18. A method according to claim 14, wherein step (a-2) comprises generating said second prescribed fuel supply control signal in accordance with the length of time that said starting operation is carried out.

19. A method according to claim 14, further including the step (b) of enabling a fuel pump for said engine to be controlled by either of said first and second prescribed fuel supply control signals.

20. A method according to claim 14, further comprising the step (b) of terminating the generation of said first prescribed fuel supply control signals for starting said engine upon detecting that said starter motor is no longer in an energized state.

21. A method according to claim 14, further comprising the step (b) of terminating the generation of said second prescribed fuel supply control signals for starting said engine upon detecting that said engine is no longer being drive by said wheels.

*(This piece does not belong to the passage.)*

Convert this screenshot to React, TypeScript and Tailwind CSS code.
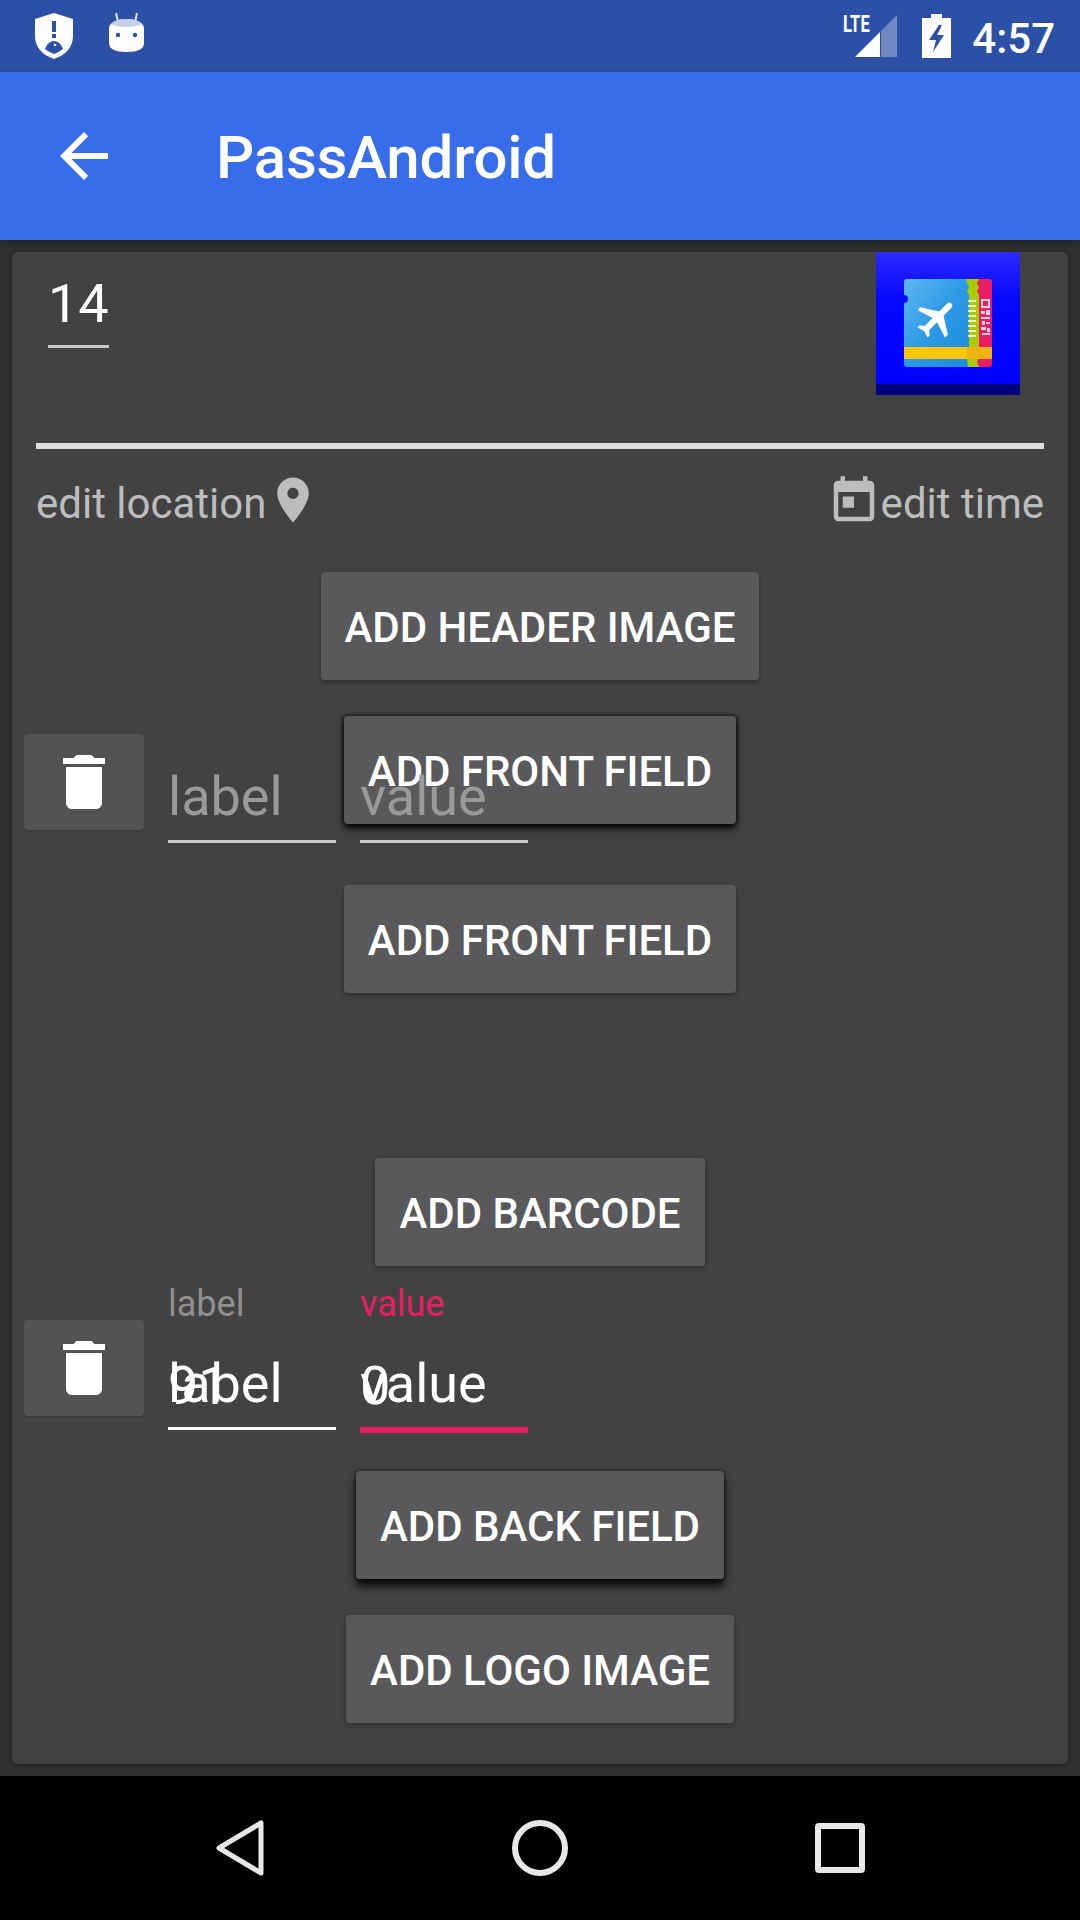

22. A method according to claim 14, wherein step (a) detects said engine to be drive by said wheels in response to prescribed operational characteristics of said engine exceeding preestablished reference values.

23. A method according to claim 22, wherein step (b) comprises terminating the generation of said second prescribed fuel supply control signals upon detecting that said prescribed operational characteristics of said engine exceed second preestablished reference values and causing normal operation fuel supply signals to be supplied to said engine.

24. A method according to claim 23, wherein step (b) comprises terminating the generation of said second prescribed fuel supply control signals upon detecting that said prescribed operational characteristics are less than third preestablished reference values.

25. A method according to claim 24, wherein said third preestablished reference values are less than said second preestablished reference values.

26. A method according to claim 14, wherein said electronic control apparatus includes a register for storing data indicating that said fuel supply control signals are allowed to be supplied to said engine, and a gate for supplying said fuel supply control signals to said engine in response to the data stored in said register.